= Data section =
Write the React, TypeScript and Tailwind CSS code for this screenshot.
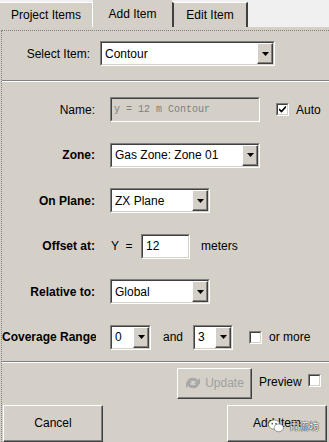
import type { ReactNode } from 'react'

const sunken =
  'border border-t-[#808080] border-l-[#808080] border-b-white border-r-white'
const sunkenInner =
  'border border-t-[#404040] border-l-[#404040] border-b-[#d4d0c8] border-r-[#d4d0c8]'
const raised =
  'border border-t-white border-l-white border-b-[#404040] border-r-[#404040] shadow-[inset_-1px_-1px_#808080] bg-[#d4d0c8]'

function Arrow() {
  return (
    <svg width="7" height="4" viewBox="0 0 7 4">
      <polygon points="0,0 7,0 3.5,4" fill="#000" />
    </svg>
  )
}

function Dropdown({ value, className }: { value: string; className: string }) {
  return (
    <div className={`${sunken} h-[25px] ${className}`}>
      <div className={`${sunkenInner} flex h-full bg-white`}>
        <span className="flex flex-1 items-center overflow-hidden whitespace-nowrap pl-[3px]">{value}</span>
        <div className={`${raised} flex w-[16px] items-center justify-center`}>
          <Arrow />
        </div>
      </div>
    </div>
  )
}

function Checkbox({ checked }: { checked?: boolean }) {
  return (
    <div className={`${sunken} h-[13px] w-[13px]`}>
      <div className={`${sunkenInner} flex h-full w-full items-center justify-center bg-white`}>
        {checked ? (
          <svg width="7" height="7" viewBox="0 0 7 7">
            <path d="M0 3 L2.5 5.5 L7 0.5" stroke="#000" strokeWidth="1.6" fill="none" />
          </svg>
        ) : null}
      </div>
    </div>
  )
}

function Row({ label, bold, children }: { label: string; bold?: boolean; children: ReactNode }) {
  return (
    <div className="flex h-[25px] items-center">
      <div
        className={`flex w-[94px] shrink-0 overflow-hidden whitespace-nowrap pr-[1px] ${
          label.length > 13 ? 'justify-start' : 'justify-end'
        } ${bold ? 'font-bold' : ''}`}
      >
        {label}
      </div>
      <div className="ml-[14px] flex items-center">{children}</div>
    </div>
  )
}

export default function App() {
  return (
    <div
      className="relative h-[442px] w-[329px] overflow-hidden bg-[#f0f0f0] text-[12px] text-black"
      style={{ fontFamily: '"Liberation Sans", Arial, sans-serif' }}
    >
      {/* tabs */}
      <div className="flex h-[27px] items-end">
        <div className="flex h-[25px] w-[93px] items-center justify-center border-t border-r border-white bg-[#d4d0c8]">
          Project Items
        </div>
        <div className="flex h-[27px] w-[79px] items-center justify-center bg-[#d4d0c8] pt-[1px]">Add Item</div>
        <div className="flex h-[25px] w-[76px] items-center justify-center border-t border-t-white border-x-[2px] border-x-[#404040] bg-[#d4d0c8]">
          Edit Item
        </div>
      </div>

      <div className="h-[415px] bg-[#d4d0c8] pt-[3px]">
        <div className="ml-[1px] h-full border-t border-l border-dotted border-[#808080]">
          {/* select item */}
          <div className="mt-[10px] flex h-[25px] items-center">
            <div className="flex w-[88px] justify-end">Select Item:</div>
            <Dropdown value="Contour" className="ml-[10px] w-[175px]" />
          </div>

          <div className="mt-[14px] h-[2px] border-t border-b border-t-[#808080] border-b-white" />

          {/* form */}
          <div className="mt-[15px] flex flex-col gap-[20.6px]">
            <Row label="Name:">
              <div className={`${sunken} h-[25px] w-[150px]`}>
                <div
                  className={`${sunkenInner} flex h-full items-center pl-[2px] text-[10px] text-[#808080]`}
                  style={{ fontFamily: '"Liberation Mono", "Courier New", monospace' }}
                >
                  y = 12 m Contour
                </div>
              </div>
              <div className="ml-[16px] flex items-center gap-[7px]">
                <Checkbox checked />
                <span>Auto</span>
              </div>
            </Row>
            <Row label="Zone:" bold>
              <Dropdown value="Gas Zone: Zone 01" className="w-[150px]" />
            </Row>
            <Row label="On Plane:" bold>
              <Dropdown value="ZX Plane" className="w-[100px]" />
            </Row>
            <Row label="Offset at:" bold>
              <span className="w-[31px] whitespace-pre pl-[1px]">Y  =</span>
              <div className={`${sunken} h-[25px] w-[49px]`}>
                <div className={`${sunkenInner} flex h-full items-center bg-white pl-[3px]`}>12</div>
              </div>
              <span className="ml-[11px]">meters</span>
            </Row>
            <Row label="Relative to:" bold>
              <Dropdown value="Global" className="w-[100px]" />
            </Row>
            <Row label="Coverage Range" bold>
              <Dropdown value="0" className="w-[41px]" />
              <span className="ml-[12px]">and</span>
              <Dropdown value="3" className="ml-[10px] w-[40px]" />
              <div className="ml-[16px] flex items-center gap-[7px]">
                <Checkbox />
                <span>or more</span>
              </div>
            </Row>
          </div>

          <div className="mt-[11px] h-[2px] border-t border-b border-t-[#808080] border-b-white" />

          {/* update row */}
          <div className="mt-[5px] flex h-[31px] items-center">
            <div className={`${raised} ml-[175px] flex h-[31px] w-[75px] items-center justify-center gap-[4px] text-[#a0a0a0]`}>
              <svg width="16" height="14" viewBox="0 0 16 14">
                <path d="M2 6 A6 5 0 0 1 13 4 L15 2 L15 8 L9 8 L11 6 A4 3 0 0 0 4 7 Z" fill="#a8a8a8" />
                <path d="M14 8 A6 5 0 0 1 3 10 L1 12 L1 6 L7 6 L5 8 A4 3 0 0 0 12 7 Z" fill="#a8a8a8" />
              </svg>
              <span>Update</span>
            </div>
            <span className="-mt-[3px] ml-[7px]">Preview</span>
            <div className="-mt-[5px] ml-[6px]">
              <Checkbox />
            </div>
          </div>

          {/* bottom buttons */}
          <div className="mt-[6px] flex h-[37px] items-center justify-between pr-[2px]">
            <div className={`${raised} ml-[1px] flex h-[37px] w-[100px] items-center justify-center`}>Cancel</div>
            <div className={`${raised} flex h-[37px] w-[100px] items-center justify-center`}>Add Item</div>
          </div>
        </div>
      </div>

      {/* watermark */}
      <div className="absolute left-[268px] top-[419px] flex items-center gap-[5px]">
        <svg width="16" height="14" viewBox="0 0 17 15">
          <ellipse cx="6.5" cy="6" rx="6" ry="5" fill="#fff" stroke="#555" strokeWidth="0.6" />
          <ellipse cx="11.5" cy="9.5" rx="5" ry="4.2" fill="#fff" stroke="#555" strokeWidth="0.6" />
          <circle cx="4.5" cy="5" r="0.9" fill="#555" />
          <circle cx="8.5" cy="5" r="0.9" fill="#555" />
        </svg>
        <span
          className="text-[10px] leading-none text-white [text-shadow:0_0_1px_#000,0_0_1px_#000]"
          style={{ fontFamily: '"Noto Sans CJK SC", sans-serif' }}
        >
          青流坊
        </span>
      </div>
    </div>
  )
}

= Task description =
Skipping the pictures, transcribe each line above exactly as it appears.

= Problem solution =
Write the React, TypeScript and Tailwind CSS code for this screenshot.
import type { ReactNode } from 'react'

const sunken =
  'border border-t-[#808080] border-l-[#808080] border-b-white border-r-white'
const sunkenInner =
  'border border-t-[#404040] border-l-[#404040] border-b-[#d4d0c8] border-r-[#d4d0c8]'
const raised =
  'border border-t-white border-l-white border-b-[#404040] border-r-[#404040] shadow-[inset_-1px_-1px_#808080] bg-[#d4d0c8]'

function Arrow() {
  return (
    <svg width="7" height="4" viewBox="0 0 7 4">
      <polygon points="0,0 7,0 3.5,4" fill="#000" />
    </svg>
  )
}

function Dropdown({ value, className }: { value: string; className: string }) {
  return (
    <div className={`${sunken} h-[25px] ${className}`}>
      <div className={`${sunkenInner} flex h-full bg-white`}>
        <span className="flex flex-1 items-center overflow-hidden whitespace-nowrap pl-[3px]">{value}</span>
        <div className={`${raised} flex w-[16px] items-center justify-center`}>
          <Arrow />
        </div>
      </div>
    </div>
  )
}

function Checkbox({ checked }: { checked?: boolean }) {
  return (
    <div className={`${sunken} h-[13px] w-[13px]`}>
      <div className={`${sunkenInner} flex h-full w-full items-center justify-center bg-white`}>
        {checked ? (
          <svg width="7" height="7" viewBox="0 0 7 7">
            <path d="M0 3 L2.5 5.5 L7 0.5" stroke="#000" strokeWidth="1.6" fill="none" />
          </svg>
        ) : null}
      </div>
    </div>
  )
}

function Row({ label, bold, children }: { label: string; bold?: boolean; children: ReactNode }) {
  return (
    <div className="flex h-[25px] items-center">
      <div
        className={`flex w-[94px] shrink-0 overflow-hidden whitespace-nowrap pr-[1px] ${
          label.length > 13 ? 'justify-start' : 'justify-end'
        } ${bold ? 'font-bold' : ''}`}
      >
        {label}
      </div>
      <div className="ml-[14px] flex items-center">{children}</div>
    </div>
  )
}

export default function App() {
  return (
    <div
      className="relative h-[442px] w-[329px] overflow-hidden bg-[#f0f0f0] text-[12px] text-black"
      style={{ fontFamily: '"Liberation Sans", Arial, sans-serif' }}
    >
      {/* tabs */}
      <div className="flex h-[27px] items-end">
        <div className="flex h-[25px] w-[93px] items-center justify-center border-t border-r border-white bg-[#d4d0c8]">
          Project Items
        </div>
        <div className="flex h-[27px] w-[79px] items-center justify-center bg-[#d4d0c8] pt-[1px]">Add Item</div>
        <div className="flex h-[25px] w-[76px] items-center justify-center border-t border-t-white border-x-[2px] border-x-[#404040] bg-[#d4d0c8]">
          Edit Item
        </div>
      </div>

      <div className="h-[415px] bg-[#d4d0c8] pt-[3px]">
        <div className="ml-[1px] h-full border-t border-l border-dotted border-[#808080]">
          {/* select item */}
          <div className="mt-[10px] flex h-[25px] items-center">
            <div className="flex w-[88px] justify-end">Select Item:</div>
            <Dropdown value="Contour" className="ml-[10px] w-[175px]" />
          </div>

          <div className="mt-[14px] h-[2px] border-t border-b border-t-[#808080] border-b-white" />

          {/* form */}
          <div className="mt-[15px] flex flex-col gap-[20.6px]">
            <Row label="Name:">
              <div className={`${sunken} h-[25px] w-[150px]`}>
                <div
                  className={`${sunkenInner} flex h-full items-center pl-[2px] text-[10px] text-[#808080]`}
                  style={{ fontFamily: '"Liberation Mono", "Courier New", monospace' }}
                >
                  y = 12 m Contour
                </div>
              </div>
              <div className="ml-[16px] flex items-center gap-[7px]">
                <Checkbox checked />
                <span>Auto</span>
              </div>
            </Row>
            <Row label="Zone:" bold>
              <Dropdown value="Gas Zone: Zone 01" className="w-[150px]" />
            </Row>
            <Row label="On Plane:" bold>
              <Dropdown value="ZX Plane" className="w-[100px]" />
            </Row>
            <Row label="Offset at:" bold>
              <span className="w-[31px] whitespace-pre pl-[1px]">Y  =</span>
              <div className={`${sunken} h-[25px] w-[49px]`}>
                <div className={`${sunkenInner} flex h-full items-center bg-white pl-[3px]`}>12</div>
              </div>
              <span className="ml-[11px]">meters</span>
            </Row>
            <Row label="Relative to:" bold>
              <Dropdown value="Global" className="w-[100px]" />
            </Row>
            <Row label="Coverage Range" bold>
              <Dropdown value="0" className="w-[41px]" />
              <span className="ml-[12px]">and</span>
              <Dropdown value="3" className="ml-[10px] w-[40px]" />
              <div className="ml-[16px] flex items-center gap-[7px]">
                <Checkbox />
                <span>or more</span>
              </div>
            </Row>
          </div>

          <div className="mt-[11px] h-[2px] border-t border-b border-t-[#808080] border-b-white" />

          {/* update row */}
          <div className="mt-[5px] flex h-[31px] items-center">
            <div className={`${raised} ml-[175px] flex h-[31px] w-[75px] items-center justify-center gap-[4px] text-[#a0a0a0]`}>
              <svg width="16" height="14" viewBox="0 0 16 14">
                <path d="M2 6 A6 5 0 0 1 13 4 L15 2 L15 8 L9 8 L11 6 A4 3 0 0 0 4 7 Z" fill="#a8a8a8" />
                <path d="M14 8 A6 5 0 0 1 3 10 L1 12 L1 6 L7 6 L5 8 A4 3 0 0 0 12 7 Z" fill="#a8a8a8" />
              </svg>
              <span>Update</span>
            </div>
            <span className="-mt-[3px] ml-[7px]">Preview</span>
            <div className="-mt-[5px] ml-[6px]">
              <Checkbox />
            </div>
          </div>

          {/* bottom buttons */}
          <div className="mt-[6px] flex h-[37px] items-center justify-between pr-[2px]">
            <div className={`${raised} ml-[1px] flex h-[37px] w-[100px] items-center justify-center`}>Cancel</div>
            <div className={`${raised} flex h-[37px] w-[100px] items-center justify-center`}>Add Item</div>
          </div>
        </div>
      </div>

      {/* watermark */}
      <div className="absolute left-[268px] top-[419px] flex items-center gap-[5px]">
        <svg width="16" height="14" viewBox="0 0 17 15">
          <ellipse cx="6.5" cy="6" rx="6" ry="5" fill="#fff" stroke="#555" strokeWidth="0.6" />
          <ellipse cx="11.5" cy="9.5" rx="5" ry="4.2" fill="#fff" stroke="#555" strokeWidth="0.6" />
          <circle cx="4.5" cy="5" r="0.9" fill="#555" />
          <circle cx="8.5" cy="5" r="0.9" fill="#555" />
        </svg>
        <span
          className="text-[10px] leading-none text-white [text-shadow:0_0_1px_#000,0_0_1px_#000]"
          style={{ fontFamily: '"Noto Sans CJK SC", sans-serif' }}
        >
          青流坊
        </span>
      </div>
    </div>
  )
}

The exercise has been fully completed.